──────── Dataset excerpt
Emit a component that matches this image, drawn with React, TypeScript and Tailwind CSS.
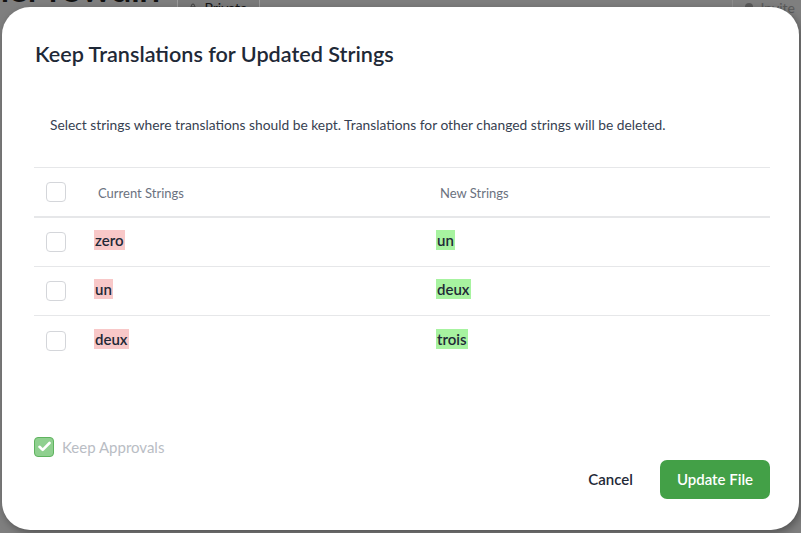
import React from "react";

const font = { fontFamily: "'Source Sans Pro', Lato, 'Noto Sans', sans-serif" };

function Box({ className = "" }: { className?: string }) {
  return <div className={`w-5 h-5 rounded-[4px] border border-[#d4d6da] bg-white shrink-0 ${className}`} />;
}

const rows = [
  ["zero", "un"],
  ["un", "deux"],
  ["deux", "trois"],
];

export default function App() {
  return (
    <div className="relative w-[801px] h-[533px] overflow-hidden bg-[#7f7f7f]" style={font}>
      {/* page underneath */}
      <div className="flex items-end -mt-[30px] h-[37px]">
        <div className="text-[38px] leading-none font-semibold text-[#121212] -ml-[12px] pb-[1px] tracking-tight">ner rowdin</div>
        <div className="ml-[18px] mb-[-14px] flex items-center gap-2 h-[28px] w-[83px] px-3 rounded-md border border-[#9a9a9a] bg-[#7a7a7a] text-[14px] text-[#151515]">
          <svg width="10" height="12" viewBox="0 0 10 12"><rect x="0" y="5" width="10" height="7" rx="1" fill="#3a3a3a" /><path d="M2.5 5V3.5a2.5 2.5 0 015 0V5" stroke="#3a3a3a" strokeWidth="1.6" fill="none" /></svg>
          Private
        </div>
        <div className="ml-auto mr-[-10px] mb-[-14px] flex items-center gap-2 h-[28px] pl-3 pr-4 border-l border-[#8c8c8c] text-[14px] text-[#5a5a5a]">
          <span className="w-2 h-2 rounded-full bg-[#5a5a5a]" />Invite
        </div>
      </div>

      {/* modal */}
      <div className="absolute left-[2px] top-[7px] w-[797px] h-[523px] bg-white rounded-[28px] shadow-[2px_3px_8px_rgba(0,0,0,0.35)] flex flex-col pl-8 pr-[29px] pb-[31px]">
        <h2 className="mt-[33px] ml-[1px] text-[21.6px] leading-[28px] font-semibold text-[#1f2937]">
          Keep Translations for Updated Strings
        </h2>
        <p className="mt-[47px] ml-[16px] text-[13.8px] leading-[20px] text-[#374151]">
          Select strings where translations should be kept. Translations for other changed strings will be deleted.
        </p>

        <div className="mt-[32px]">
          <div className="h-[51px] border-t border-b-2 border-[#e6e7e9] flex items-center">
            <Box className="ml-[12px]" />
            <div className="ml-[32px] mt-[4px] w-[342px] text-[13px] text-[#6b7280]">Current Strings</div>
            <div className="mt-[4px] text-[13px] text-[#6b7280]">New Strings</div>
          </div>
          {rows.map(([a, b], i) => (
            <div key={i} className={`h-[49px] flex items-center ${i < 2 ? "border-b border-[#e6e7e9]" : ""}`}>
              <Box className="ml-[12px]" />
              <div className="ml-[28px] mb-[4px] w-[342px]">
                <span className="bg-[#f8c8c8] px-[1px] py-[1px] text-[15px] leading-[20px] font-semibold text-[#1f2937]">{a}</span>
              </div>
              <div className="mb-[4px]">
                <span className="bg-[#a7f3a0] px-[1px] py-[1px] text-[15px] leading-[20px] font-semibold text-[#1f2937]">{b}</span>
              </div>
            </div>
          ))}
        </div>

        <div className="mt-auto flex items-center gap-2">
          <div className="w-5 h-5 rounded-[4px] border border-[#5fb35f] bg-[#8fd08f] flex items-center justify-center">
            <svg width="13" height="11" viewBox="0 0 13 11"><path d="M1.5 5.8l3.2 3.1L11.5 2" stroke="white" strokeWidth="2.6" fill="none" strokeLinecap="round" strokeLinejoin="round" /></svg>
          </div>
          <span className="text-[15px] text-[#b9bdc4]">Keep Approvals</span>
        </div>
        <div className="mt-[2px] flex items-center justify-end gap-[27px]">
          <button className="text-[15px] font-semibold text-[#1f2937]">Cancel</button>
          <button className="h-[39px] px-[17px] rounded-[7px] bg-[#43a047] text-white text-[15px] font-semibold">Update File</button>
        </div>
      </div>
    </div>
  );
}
────────────────
Exercise objective
What is the number of lines in the data that hold the string "React"? Answer with the number only.

Complete answer
2